Representative Jerrold Nadler, a New York Democrat who has been one of Congress’s leading liberal voices for three decades, will not seek re-election next year, heeding a call for generational change roiling his party.

The decision will mark the close of a 34-year congressional career that put Mr. Nadler at the center of major civil rights battles and three presidential impeachments. It will also almost certainly touch off a crowded primary fight over a rare open Democratic seat in the heart of Manhattan.

In a recent interview in his downtown Manhattan office, Mr. Nadler, 78, said he hesitated to step aside when he believes that President Trump is threatening the foundations of democracy. But he said he had been persuaded it was time for a changing of the guard.

“Watching the Biden thing really said something about the necessity for generational change in the party, and I think I want to respect that,” Mr.
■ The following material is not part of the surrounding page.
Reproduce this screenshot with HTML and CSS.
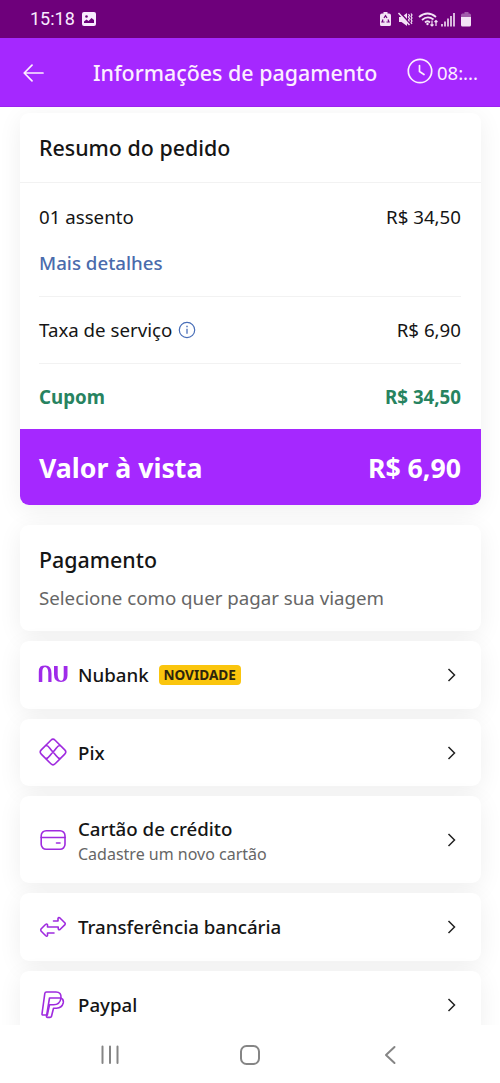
FILE: index.html
```html
<!DOCTYPE html>
<html lang="pt-BR">
<head>
<meta charset="utf-8">
<title>Informações de pagamento</title>
<link rel="stylesheet" href="styles.css">
</head>
<body>
<div class="screen">
  <header class="status">
    <span class="time">15:18</span>
    <svg class="gallery" width="14" height="14" viewBox="0 0 14 14"><rect width="14" height="14" rx="2" fill="#f8eaff"/><circle cx="4.5" cy="4.5" r="1.3" fill="#6e007b"/><path d="M2 11V9.500L4.500 7.500L6.500 9L9.500 6L12 8V11Z" fill="#6e007b"/></svg>
    <svg class="indicators" width="94" height="18" viewBox="0 0 94 18" fill="none" stroke="#f3e3f6">
      <path d="M3 2.500H4.500V1H8.500V2.500H10Q12 2.500 12 4.500V13.500Q12 15 10.500 15H2.500Q1 15 1 13.500V4.500Q1 2.500 3 2.500Z" fill="#f3e3f6" stroke="none"/>
      <path d="M5 7L6.500 4.700L8 7M9 8.500L10 11H7.500M5.500 11H3L4 8.500" stroke="#6e007b" stroke-width="1.200"/>
      <path d="M20 6H22.500L28 2V15L22.500 11H20Z" fill="#f3e3f6" stroke="none"/><path d="M20.500 1L32 13.500" stroke="#6e007b" stroke-width="1.800"/><path d="M19.500 2L30.500 14" stroke-width="1.500"/><path d="M29.500 3L30.500 4.500L29.500 6L30.500 7.500L29.500 9L30.500 10.500M32 2.500L33 4L32 5.500L33 7L32 8.500L33 10L32 11.500L33 13" stroke-width="1.200"/>
      <path d="M40 6Q48.500-1 57 6M43 9Q48.500 4 54.500 8.500M46 11.500Q48.500 9 51 11.500" stroke-width="1.800"/><circle cx="48.500" cy="13" r="1.200" fill="#f3e3f6" stroke="none"/><path d="M53 9.500V15M51.500 13.500L53 15L54.500 13.500M57 15V9.500M55.500 11L57 9.500L58.500 11" stroke-width="1.200"/>
      <path d="M63 13V15.500M66 10.500V15.500M69 7.500V15.500M72 5V15.500M75 2V15.500" stroke-width="1.600"/>
      <path d="M83.500 2.500H85.500V1H89.500V2.500H90.500Q92 2.500 92 4V6H82V4Q82 2.500 83.500 2.500Z" fill="#a15aab" stroke="none"/><path d="M82 6H92V14Q92 15.500 90.500 15.500H83.500Q82 15.500 82 14Z" fill="#f3e3f6" stroke="none"/>
    </svg>
  </header>
  <div class="appbar">
    <svg class="back" width="22" height="18" viewBox="0 0 22 18" fill="none" stroke="#fceeff" stroke-width="1.700" stroke-linecap="round" stroke-linejoin="round"><path d="M20 9H1.500M9 1.200L1.200 9L9 16.800"/></svg>
    <h1 class="title">Informações de pagamento</h1>
    <svg class="clock" width="26" height="26" viewBox="0 0 26 26" fill="none" stroke="#fceeff" stroke-width="1.700" stroke-linecap="round" stroke-linejoin="round"><circle cx="13" cy="13" r="11.700"/><path d="M12.500 7.500V13.500L17 16.500"/></svg>
    <span class="timer">08:...</span>
  </div>
  <main class="content">
    <section class="card summary">
      <h2 class="heading">Resumo do pedido</h2>
      <div class="lines">
        <div class="line seat">
          <div class="row"><span>01 assento</span><span>R$ 34,50</span></div>
          <a class="details">Mais detalhes</a>
        </div>
        <div class="line row fee"><span class="label">Taxa de serviço
          <svg width="18" height="18" viewBox="0 0 18 18" fill="none" stroke="#4a6fb8"><circle cx="9" cy="9" r="7.700" stroke-width="1.200"/><path d="M9 7.800V12.800" stroke-width="1.300"/><path d="M9 4.800V6.200" stroke-width="1.400"/></svg></span><span>R$ 6,90</span></div>
        <div class="line row coupon"><span>Cupom</span><span>R$ 34,50</span></div>
      </div>
      <div class="total row"><span>Valor à vista</span><span>R$ 6,90</span></div>
    </section>
    <section class="card intro">
      <h2 class="heading-plain">Pagamento</h2>
      <p class="hint">Selecione como quer pagar sua viagem</p>
    </section>
    <div class="methods">
      <div class="card method">
        <svg class="icon" width="30" height="30" viewBox="0 0 30 30" fill="#9f2be9"><path d="M.8 22V12Q.8 8 2.500 6.500Q4 5.500 7.500 5.500Q13.500 5.500 13.500 13.500V22H10.300V12.500Q10 7.300 7 7Q4.300 7.500 4.300 12V22Z"/><path d="M16 6H19.700V15Q20 20.500 23 20.800Q25.700 20.500 25.700 16V6H29.500V15.500Q29.500 22 23 22Q16 22 16 14.500Z"/></svg>
        <span class="name">Nubank</span><span class="badge">NOVIDADE</span>
        <svg class="chevron" width="10" height="14" viewBox="0 0 10 14"><path d="M1.500 1L7.500 7L1.500 13"/></svg>
      </div>
      <div class="card method">
        <svg class="icon line-icon pix-icon" width="30" height="30" viewBox="0 0 30 30"><rect x="5.200" y="5.200" width="19.600" height="19.600" rx="3" transform="rotate(45 15 15)"/><path d="M8 8.500C11 8.500 11 11 15 15C19 19 19 21.500 22 21.500M22 8.500C19 8.500 19 11 15 15C11 19 11 21.500 8 21.500"/></svg>
        <span class="name">Pix</span>
        <svg class="chevron" width="10" height="14" viewBox="0 0 10 14"><path d="M1.500 1L7.500 7L1.500 13"/></svg>
      </div>
      <div class="card method tall">
        <svg class="icon line-icon" width="30" height="30" viewBox="0 0 30 30"><rect x="3.200" y="5.700" width="23.800" height="18.600" rx="5"/><path d="M3.200 12.500H27M18.500 18H22"/></svg>
        <div class="stack"><span class="name">Cartão de crédito</span><span class="sub">Cadastre um novo cartão</span></div>
        <svg class="chevron" width="10" height="14" viewBox="0 0 10 14"><path d="M1.500 1L7.500 7L1.500 13"/></svg>
      </div>
      <div class="card method">
        <svg class="icon line-icon" width="30" height="30" viewBox="0 0 30 30"><path d="M15.500 9H20V6.600Q20 5 21.700 5.800L27 11Q27.500 11.800 27 12.600L22 17.500Q20.200 18.500 20.200 16V15H9.500V12.800Q9 11.300 7.500 12.500L3 17Q2.500 18 3 19L7.500 23.500Q9.200 25 9.500 23.300V21H16"/></svg>
        <span class="name">Transferência bancária</span>
        <svg class="chevron" width="10" height="14" viewBox="0 0 10 14"><path d="M1.500 1L7.500 7L1.500 13"/></svg>
      </div>
      <div class="card method">
        <svg class="icon line-icon" width="30" height="30" viewBox="0 0 30 30"><path d="M8.500 2H18Q23.500 2 23 8Q22 14.800 15.500 14.800H11.500L9.300 25H5Q3.800 25 4 23.800L6.800 3.500Q7 2 8.500 2Z"/><path d="M11.500 8H22.500Q26 9 25.200 13Q24 18 18.500 18.200H15.500L13.500 26.200Q13.200 27.400 12 27.400H9.500Q8.300 27.400 8.500 26.200Z"/></svg>
        <span class="name">Paypal</span>
        <svg class="chevron" width="10" height="14" viewBox="0 0 10 14"><path d="M1.500 1L7.500 7L1.500 13"/></svg>
      </div>
    </div>
  </main>
  <nav class="nav">
    <svg width="20" height="20" viewBox="0 0 20 20"><path d="M2.500 1.500V18M10 1.500V18M17.500 1.500V18"/></svg>
    <svg width="20" height="20" viewBox="0 0 20 20"><rect x="1" y="1" width="18" height="18" rx="5.500"/></svg>
    <svg width="20" height="20" viewBox="0 0 20 20"><path d="M14.500 2L6 10L14.500 18"/></svg>
  </nav>
</div>
</body>
</html>
```
FILE: styles.css
```css
* { box-sizing: border-box; }
body { margin: 0; background: #fff; }
h1, h2, p { margin: 0; font-weight: 500; }
svg { display: block; flex: none; }

.screen {
  display: flex;
  flex-direction: column;
  width: 500px;
  height: 1083px;
  overflow: hidden;
  font-family: "Noto Sans", sans-serif;
  font-size: 18.700px;
  color: #151515;
  white-space: nowrap;
}

.status {
  display: flex;
  flex: none;
  align-items: center;
  height: 38px;
  padding: 0 27px 0 30px;
  background: #6e007b;
  color: #f8eaff;
  font-family: Roboto, sans-serif;
  font-size: 18px;
}
.gallery { margin-left: 8px; }
.time { width: 44px; margin-top: -1px; }
.indicators { margin-left: auto; margin-top: 1px; }

.appbar {
  display: flex;
  flex: none;
  align-items: center;
  height: 69px;
  padding: 0 20px 0 23px;
  background: #a528ff;
  border-bottom: 1px solid #9a24ee;
  color: #fceeff;
}
.back { margin-top: 1px; }
.title { width: 285px; margin-left: 48px; font-size: 21.400px; }
.clock { margin-left: 29px; margin-top: -2px; }
.timer { margin-left: 4px; font-size: 18.500px; }

.content {
  flex: 1;
  min-height: 0;
  overflow: hidden;
  padding: 6px 19.500px 0;
}
.card {
  border-radius: 9px;
  background: #fff;
  box-shadow: 0 5px 24px rgba(0, 0, 0, .065);
}
.summary { height: 392px; overflow: hidden; }
.heading {
  height: 70px;
  padding-left: 19.500px;
  border-bottom: 1px solid #f2f2f2;
  font-size: 21.400px;
  line-height: 70px;
}
.row { display: flex; align-items: center; justify-content: space-between; }
.lines { height: 246px; padding: 0 19.500px; }
.seat { height: 113px; padding-top: 20px; line-height: 28px; }
.line + .line { border-top: 1px solid #f2f2f2; }
.details { display: block; margin-top: 18px; color: #4a6bac; font-weight: 500; }
.label { display: flex; align-items: center; gap: 6px; }
.fee { height: 67px; padding-bottom: 1px; }
.coupon { height: 67px; padding-bottom: 2px; color: #278360; font-weight: 700; }
.total {
  height: 76px;
  padding: 0 19.500px;
  background: #a528ff;
  color: #fff;
  font-size: 26.700px;
  font-weight: 700;
}
.intro { height: 106px; margin-top: 20px; padding: 20px 19.500px; }
.heading-plain { font-size: 21.400px; line-height: 30px; }
.hint { margin-top: 10px; color: #666; font-size: 18.700px; font-weight: 400; line-height: 26px; }

.methods { display: flex; flex-direction: column; gap: 10px; margin-top: 10px; }
.method { display: flex; flex: none; align-items: center; height: 67.700px; padding: 0 23.500px 0 18.500px; }
.tall { height: 87px; }
.icon { margin-right: 10px; }
.pix-icon { position: relative; top: -1px; }
.line-icon { fill: none; stroke: #9f2bdf; stroke-width: 1.600; stroke-linecap: round; stroke-linejoin: round; }
.name { font-size: 18.700px; font-weight: 500; line-height: 26px; }
.badge {
  width: 82px;
  height: 20px;
  margin-left: 10px;
  border-radius: 4px;
  background: #fac50d;
  color: #2d240c;
  font-size: 13.600px;
  font-weight: 700;
  line-height: 20px;
  text-align: center;
}
.stack { display: flex; flex-direction: column; margin-top: 3px; }
.sub { color: #666; font-size: 16px; line-height: 24px; }
.chevron { margin-left: auto; fill: none; stroke: #222; stroke-width: 1.500; }

.nav {
  display: flex;
  flex: none;
  align-items: center;
  justify-content: space-between;
  height: 58px;
  padding: 2px 100px 0;
  background: #fff;
}
.nav svg { fill: none; stroke: #858585; stroke-width: 2; stroke-linecap: round; stroke-linejoin: round; }
```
Nadler said, adding that a younger successor “can maybe do better, can maybe help us more.”

Between RBG, Biden, and the multiple unnecessary House vacancies one would hope that this will become the new norm, but motivated reasoning can be a hell of an etc. Still, I hope more prominent Democrats start to realize that “was a good and effective public official for a long time and then gracefully ceded power” is a much better legacy than, say, “delivered the Republican Party a decades-long Supreme Court supermajority.”